Unsupervised Learning: 8.7   Spectral clustering

Dr Chris Paton

8.7 Spectral clustering

Spectral clustering reframes clustering as a graph partitioning problem and solves it with eigenvectors of the graph Laplacian. It excels on data where clusters are connected but not convex, the canonical "two moons" or "concentric rings" examples that defeat k-means.

8.7.1 Building the similarity graph

Given $\mathcal{D}=\{\mathbf{x}^{(i)}\}_{i=1}^{n}$, construct an undirected graph $G=(V,E,W)$ with $V=\{1,\dots,n\}$, edge weights $W_{ij}\ge 0$ encoding similarity. Common constructions:

$\varepsilon$-graph: $W_{ij}=1$ if $\lVert\mathbf{x}^{(i)}-\mathbf{x}^{(j)}\rVert\le\varepsilon$, else 0.
k-nearest-neighbour graph: $W_{ij}>0$ if $j$ is among the $k$ nearest neighbours of $i$ or vice versa.
Gaussian (RBF) graph: $W_{ij}=\exp(-\lVert\mathbf{x}^{(i)}-\mathbf{x}^{(j)}\rVert^2/(2\sigma^2))$.

The choice of graph and bandwidth $\sigma$ shapes the clustering as much as the algorithm itself.

8.7.2 The graph Laplacian

Let $D$ be the diagonal degree matrix $D_{ii}=\sum_j W_{ij}$. The unnormalised Laplacian is $L = D - W$. The symmetric normalised Laplacian is $L_{\text{sym}} = D^{-1/2}LD^{-1/2} = I - D^{-1/2}WD^{-1/2}$. The random-walk Laplacian is $L_{\text{rw}} = D^{-1}L = I - D^{-1}W$.

Key properties:

$L$ is symmetric positive semi-definite; eigenvalues $0=\lambda_1\le\lambda_2\le\dots\le\lambda_n$.
The multiplicity of eigenvalue 0 equals the number of connected components of $G$, with eigenvectors the indicator vectors of those components.
For a "nearly disconnected" graph (well-separated clusters), the bottom $K$ eigenvalues are small and the corresponding eigenvectors approximate the cluster indicators.
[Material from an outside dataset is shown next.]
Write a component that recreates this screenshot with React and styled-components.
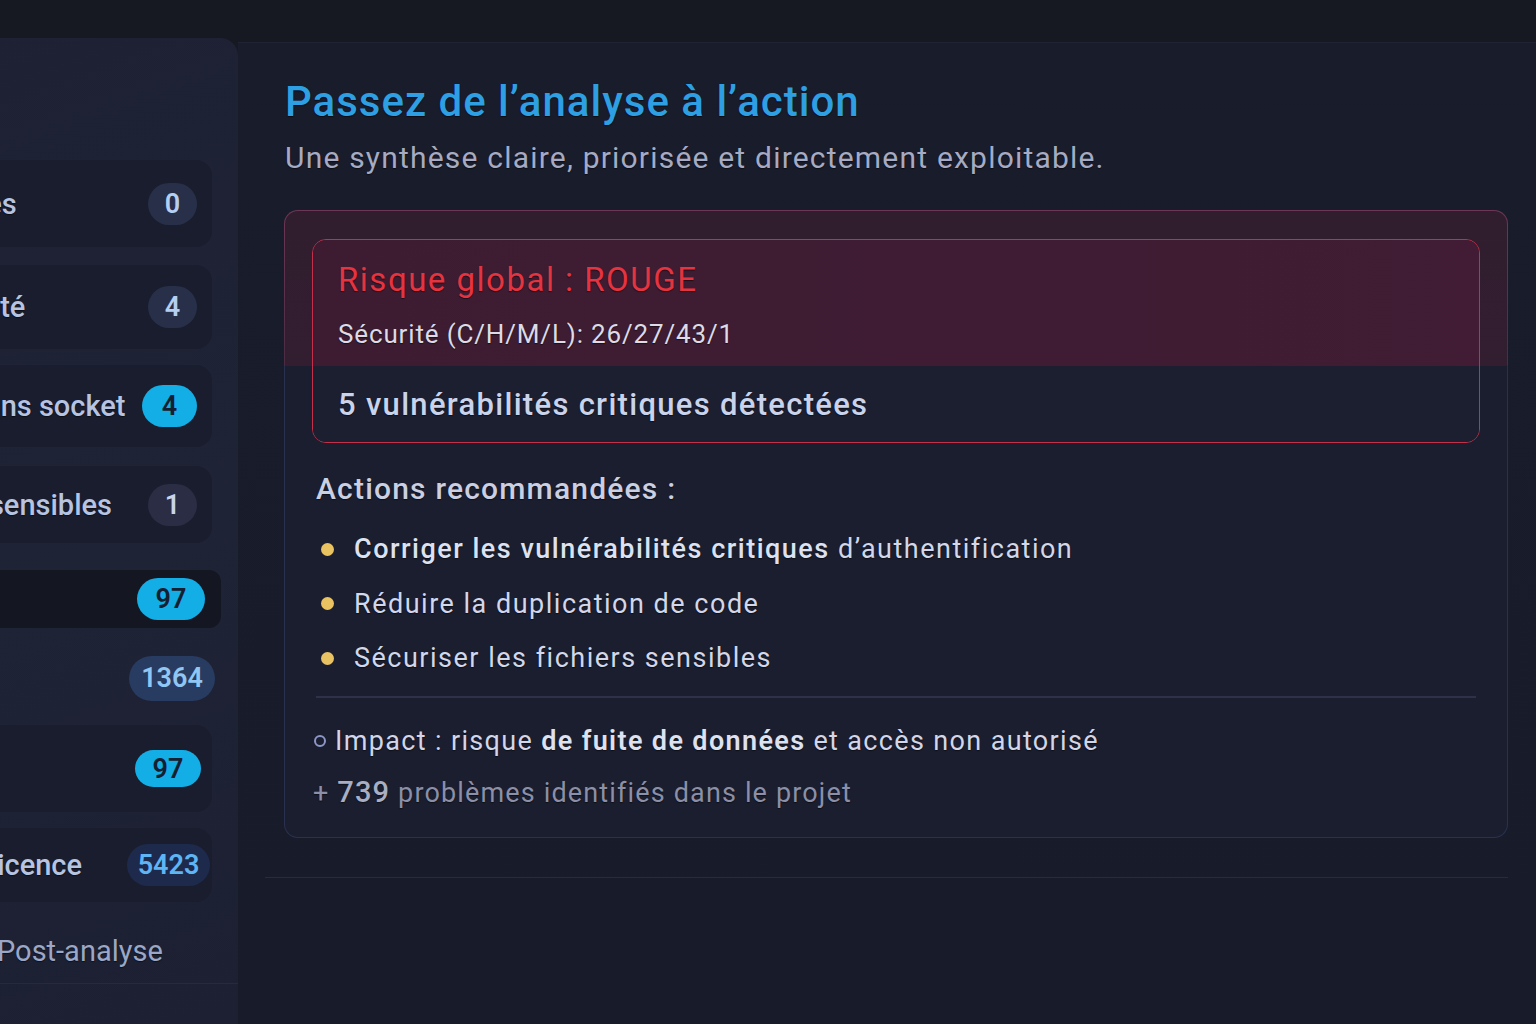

8.7.3 Normalised cut and the relaxation

The normalised cut of a partition $V = A\cup\bar A$ is

$$ \mathrm{Ncut}(A,\bar A) = \frac{\mathrm{cut}(A,\bar A)}{\mathrm{vol}(A)} + \frac{\mathrm{cut}(A,\bar A)}{\mathrm{vol}(\bar A)},\quad \mathrm{cut}(A,\bar A) = \sum_{i\in A,j\in\bar A}W_{ij},\quad \mathrm{vol}(A) = \sum_{i\in A}D_{ii}. $$

Minimising $\mathrm{Ncut}$ over discrete partitions is NP-hard. The continuous relaxation, due to Shi and Malik, is to minimise the Rayleigh quotient

$$ \min_{\mathbf{f}\in\mathbb{R}^n} \frac{\mathbf{f}^{\top}L\mathbf{f}}{\mathbf{f}^{\top}D\mathbf{f}} $$

over $\mathbf{f}\perp D\mathbf{1}$. The minimiser is the second-smallest generalised eigenvector of $L\mathbf{f} = \lambda D\mathbf{f}$, equivalently of $L_{\text{rw}}$.

8.7.4 The algorithm (Ng-Jordan-Weiss)

Compute $L_{\text{sym}}$ from $W$.
Compute the bottom $K$ eigenvectors $\mathbf{u}_1,\dots,\mathbf{u}_K$ of $L_{\text{sym}}$. Stack them into $U\in\mathbb{R}^{n\times K}$.
Normalise rows of $U$ to unit length: $T_{ij}=U_{ij}/\sqrt{\sum_kU_{ik}^2}$.
Cluster the rows of $T$ with k-means into $K$ groups.
Assign data point $i$ to the cluster of row $i$.

8.7.5 The eigengap heuristic

Choose $K$ such that $\lambda_1,\dots,\lambda_K$ are small and $\lambda_{K+1}$ is much larger, the eigengap between $\lambda_K$ and $\lambda_{K+1}$ is large. This is the spectral analogue of the elbow plot.

import numpy as np
from sklearn.cluster import SpectralClustering

X = ...
sc = SpectralClustering(n_clusters=2, affinity="nearest_neighbors", n_neighbors=10).fit(X)
labels = sc.labels_

Spectral clustering is $O(n^3)$ in the eigendecomposition of dense $L$; sparse Lanczos solvers reduce this to $O(n)$ for nearest-neighbour graphs. Beyond a few tens of thousands of points, approximations (Nyström, randomised eigensolvers) are necessary.